About 243 "struggle kids" completed the seven-months civic and vocational training course, and were immediately provided with jobs at various government institutions with effect from 1 July.
The Social Security Commission contributed N$11 million which has so far benefited 753 students.
"I call upon those children of the liberation struggle at the Ndilimani camp outside Windhoek to demobilise and join hands with government to assist them. Government has announced on several occasions that it is not going to deal with them while they are camped at various places in the country," he stated, adding that they should follow the right procedures and go to their regional governors' offices for verification and consideration.
Simataa said the "struggle kids" should consider themselves lucky that government has honoured its promise and continues to fund this training, in spite of the current financial crisis.
"While congratulating the graduates for their successful completion, I would like to inform you that you are doing so at a time when our country and the world at large are undergoing an economic downturn.
"Despite this situation, your caring government has made the necessary arrangements so that you can participate meaningfully in the socio-economic development of our country, and take our country to the next level of economic development," Simataa said.
He further noted that government had also honoured its promise that the "struggle kids" would be provided with jobs after completing their training.
"You may recall that government gave an understanding to assist you in finding jobs upon the completion of your training here at Simon Mutumba, which is the commencement of your academic life.

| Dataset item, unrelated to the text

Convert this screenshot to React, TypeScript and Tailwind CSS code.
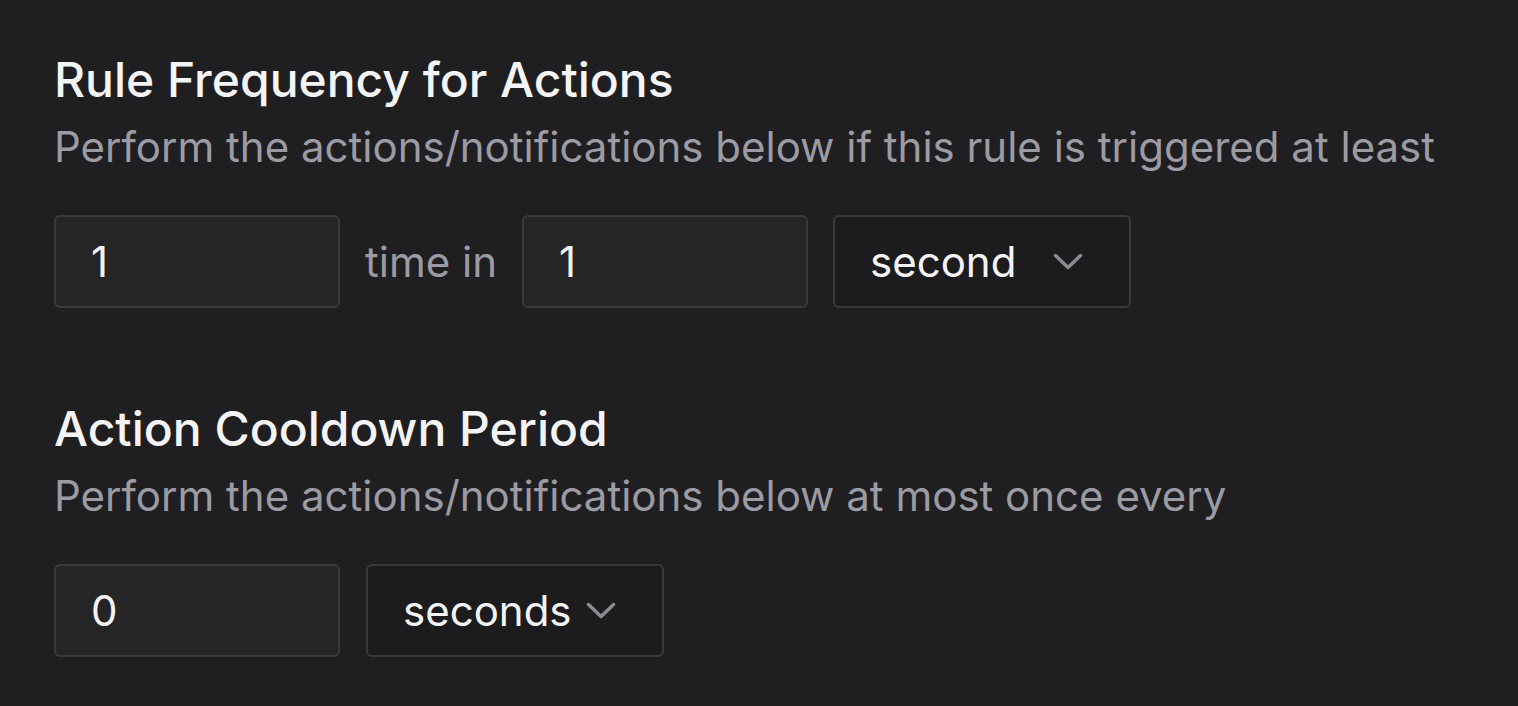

The government has honoured that promise, and all of you will receive your appointment letters today."
Deputy youth minister Agnes Tjongarero said the "struggle kids" commitment is not only commendable, but will also help to decrease the unemployment rate.
Tjongarero added that the ministry has been dealing with issues pertaining to the "children of the liberation struggle" for the past 10 years to find the best solutions.
The ministry has created a database to identify individuals for employment and other opportunities. That database has 10 500 names, and helps government to create programmes and projects that address the challenges the youth face, she said.
Tjongarero said government is also mindful of the plight of all youth and vulnerable groups in Namibia, and had therefore decided to take a bold decision to create a special programme to minimise the challenges faced by the struggle kids,
"It was deemed necessary to impart skills to equip the young people for the job market, and to expose them to life's norms and work ethics.
"In this context, a training programme was conceived covering two components, namely civic training and skills training. Civic training is a premeditated process deliberately intended to position you to face challenges head-on throughout your lives," she noted.
She thus requested all "struggle kids" born in exile and those who were already in exile and were less than 18 years at Namibia's independence on 21 March 1990 to go to regional youth offices for verification processes.